Faire du Hamas un atout
Haliva évoque par ailleurs un plan pour démanteler le Hamas datant de l’après-guerre de Gaza, en 2014, mais que « personne n’a mis en œuvre ».
« Écoutez, vous ne comprenez pas qu’il y a des choses beaucoup plus profondes ici. Le conflit israélo-palestinien est au cœur du problème, parce que le Hamas est bon pour Israël – c’est tout du moins l’argument du ministre des Finances Bezalel Smotrich », explique-t-il en assurant que le ministre d’extrême droite souhaite démanteler l’Autorité palestinienne et laisser le Hamas prendre le contrôle de la Cisjordanie, comme il l’a fait à Gaza après le retrait d’Israël il y a vingt ans.
« Pourquoi ? Parce que si toute la scène politique palestinienne est déstabilisée et complètement folle, alors il est impossible de négocier », poursuit-il. « Et donc, il n’y a pas d’accord. »
« Qui a pris la décision de faire un distinguo entre Gaza et la Cisjordanie ? Le Premier ministre ! », dit-il en rejetant la faute de la montée du Hamas à Gaza sur le Premier ministre, Benjamin Netanyahu.
« Pourquoi veut-il que le Hamas, une organisation terroriste, prenne la relève de l’Autorité palestinienne ? » interroge Haliva. « Parce qu’il veut le Hamas, qui est bien pire que l’Autorité palestinienne. Et pourquoi veut-il le Hamas ? Parce que l’Autorité palestinienne a un statut international. »
« Le Hamas est une organisation que l’on peut combattre librement, elle n’a aucune légitimité internationale : on peut la combattre à l’épée », poursuit-il.
« Démissionnez et débarrassez le plancher »
A la fin des enregistrements, on demande à Haliva s’il pense qu’on lui pardonnera un jour d’avoir joué un rôle dans les défaillances ayant mené à l’attaque du 7 octobre.
« Me pardonnera-t-on un jour pour le 7 octobre ? Quelle importance ? J’ai échoué, merci, au revoir. C’est compréhensible. »
Les chefs militaires et politiques doivent « protéger leurs concitoyens et, là, ils ont échoué : tous ceux qui étaient en poste devraient démissionner et débarrasser le plancher », a-t-il répété.
« C’est le B.A-BA de la responsabilité », explique-t-il en faisant allusion au refus de Netanyahu de prendre ses responsabilités et démissionner, et en redisant que le Premier ministre « souhaite renforcer le Hamas pour des raisons qui lui sont propres ».

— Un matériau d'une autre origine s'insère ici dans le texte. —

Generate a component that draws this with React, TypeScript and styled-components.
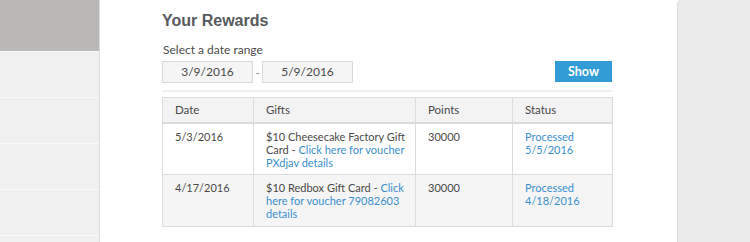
import React, { FC } from 'react';
import styled, { createGlobalStyle } from 'styled-components';

const GlobalStyle = createGlobalStyle`
  html, body {
    margin: 0;
    padding: 0;
    background: #fff;
  }

  body {
    font-family: Lato, 'Noto Sans', sans-serif;
    color: #4a4a4a;
  }
`;

const Page = styled.div`
  display: flex;
  height: 242px;
  overflow: hidden;
`;

const Sidebar = styled.div`
  width: 99px;
  flex-shrink: 0;
  background: #f0f0f0;
  border-right: 1px solid #dcdcdc;
  display: flex;
  flex-direction: column;
`;

const SidebarTop = styled.div`
  height: 51px;
  flex-shrink: 0;
  background: #bab9b8;
  border-bottom: 1px solid #fafafa;
`;

const SidebarItem = styled.div`
  height: 45px;
  flex-shrink: 0;
  border-bottom: 1px solid #fafafa;
`;

const Main = styled.div`
  flex: 1;
  padding: 11px 0 0 62px;
`;

const Content = styled.div`
  width: 450px;
`;

const Title = styled.h1`
  margin: 0;
  font-family: 'Liberation Sans', Arial, sans-serif;
  font-size: 16px;
  font-weight: 700;
  line-height: 20px;
  color: #575a5e;
`;

const Label = styled.p`
  margin: 11px 0 0 1px;
  font-size: 12px;
  line-height: 15px;
  color: #4a4a4a;
`;

const Controls = styled.div`
  display: flex;
  align-items: center;
  margin-top: 4px;
  padding-bottom: 7px;
  border-bottom: 2px solid #f0f0f0;
`;

const DateInput = styled.div`
  width: 89px;
  height: 20px;
  background: #f5f5f5;
  border: 1px solid #d9d9d9;
  font-size: 12px;
  line-height: 20px;
  text-align: center;
  color: #4a4a4a;
`;

const Dash = styled.span`
  width: 9px;
  text-align: center;
  font-size: 11px;
  color: #888;
`;

const ShowButton = styled.button`
  margin-left: auto;
  margin-top: -1px;
  width: 57px;
  height: 21px;
  border: 0;
  padding: 0;
  background: #329cd7;
  color: #fff;
  font-family: Lato, 'Noto Sans', sans-serif;
  font-size: 12.5px;
  font-weight: 700;
`;

const Table = styled.table`
  margin-top: 5px;
  width: 450px;
  table-layout: fixed;
  border-collapse: collapse;
  border: 1px solid #d9d9d9;
  font-size: 11px;
  line-height: 13px;
`;

const Row = styled.tr<{ $bg: string }>`
  background: ${p => p.$bg};
`;

const Th = styled.th<{ $w: number }>`
  width: ${p => p.$w}px;
  box-sizing: border-box;
  height: 25px;
  padding: 0 6px 0 12px;
  text-align: left;
  font-size: 11.5px;
  font-weight: 400;
  color: #4a4a4a;
  border: 1px solid #dcdcdc;
  border-bottom-width: 2px;
`;

const Td = styled.td`
  height: 52px;
  padding: 6px 6px 0 12px;
  vertical-align: top;
  border: 1px solid #dcdcdc;
  box-sizing: border-box;
  color: #4a4a4a;
`;

const Link = styled.a`
  color: #3b8fce;
  text-decoration: none;
`;

const RightPanel = styled.div`
  width: 72px;
  flex-shrink: 0;
  background: #ebebeb;
  border-left: 1px solid #dedede;
  border-top-left-radius: 4px;
`;

type Reward = {
  date: string;
  gift: string;
  link: string;
  points: string;
  status: string;
  statusDate: string;
};

const rewards: Reward[] = [
  {
    date: '5/3/2016',
    gift: '$10 Cheesecake Factory Gift Card - ',
    link: 'Click here for voucher PXdjav details',
    points: '30000',
    status: 'Processed',
    statusDate: '5/5/2016',
  },
  {
    date: '4/17/2016',
    gift: '$10 Redbox Gift Card - ',
    link: 'Click here for voucher 79082603 details',
    points: '30000',
    status: 'Processed',
    statusDate: '4/18/2016',
  },
];

const App: FC = () => {
  return (
    <>
      <GlobalStyle />
      <Page>
        <Sidebar>
          <SidebarTop />
          {[0, 1, 2, 3, 4].map(i => <SidebarItem key={i} />)}
        </Sidebar>

        <Main>
          <Content>
            <Title>Your Rewards</Title>
            <Label>Select a date range</Label>

            <Controls>
              <DateInput>3/9/2016</DateInput>
              <Dash>-</Dash>
              <DateInput>5/9/2016</DateInput>
              <ShowButton>Show</ShowButton>
            </Controls>

            <Table>
              <thead>
                <Row $bg="#f3f3f3">
                  <Th $w={91}>Date</Th>
                  <Th $w={162}>Gifts</Th>
                  <Th $w={97}>Points</Th>
                  <Th $w={100}>Status</Th>
                </Row>
              </thead>
              <tbody>
                {rewards.map((r, i) => (
                  <Row key={r.date} $bg={i % 2 ? '#f5f5f5' : '#fff'}>
                    <Td>{r.date}</Td>
                    <Td>
                      {r.gift}
                      <Link href="#">{r.link}</Link>
                    </Td>
                    <Td>{r.points}</Td>
                    <Td>
                      <Link href="#">{r.status}<br />{r.statusDate}</Link>
                    </Td>
                  </Row>
                ))}
              </tbody>
            </Table>
          </Content>
        </Main>

        <RightPanel />
      </Page>
    </>
  );
};

export default App;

« Je n’ai pas apporté d’argent qatari au Hamas », poursuit-il en faisant référence aux fonds qataris remis au Hamas avec l’accord de Netanyahu, et ce depuis depuis des années avant les attaques.
« Il a permis au Hezbollah de grandir comme au Hamas », poursuit Haliva. « Il savait que le problème des prisonniers couvait, il voyait bien que le mont du Temple était en tension, il voyait les vagues terroristes, rien de tout cela ne lui était méconnu. »
« Il a décidé de ne pas partir en guerre à ce moment-là et c’est très bien ainsi, c’est une décision légitime », estime Haliva tout en ajoutant que « quand les résultats ne sont pas au rendez-vous, il faut payer le prix fort ».
Après la diffusion de ces enregistrements, Haliva a déclaré : « La catastrophe du 7 octobre s’est produite alors que j’étais aux commandes. »
« Par conséquent », ajoute-t-il, « j’assume la responsabilité ultime de ce qui s’est passé. »
« Les enregistrements qui ont été divulgués sont extraits de propos tenus dans un cadre restreint et je ne peux que le regretter », a-t-il ajouté en expliquant qu’il s’agissait de « fragments isolés qui ne permettent pas de tout comprendre – surtout dans le cas de questions complexes et détaillées, la plupart d’entre elles étant hautement classifiées ».
Haliva a par ailleurs demandé la création d’une commission d’enquête publique sur les défaillances du 7 octobre, selon lui « seul organe à la fois autorisé à et tenu d’enquêter sur ce qui s’est passé. Seule une enquête de cette nature pourra tirer les conclusions nécessaires pour qu’une telle catastrophe ne se reproduise pas. »
Le gouvernement s’est jusque là toujours opposé à la création d’une commission d’enquête publique, initialement au motif que cela ne pourrait que distraire et diviser l’armée en plein conflit armé et désormais au motif que cette commission serait forcément contre le gouvernement, puisque ses membres seraient nommés par le président de la Cour suprême.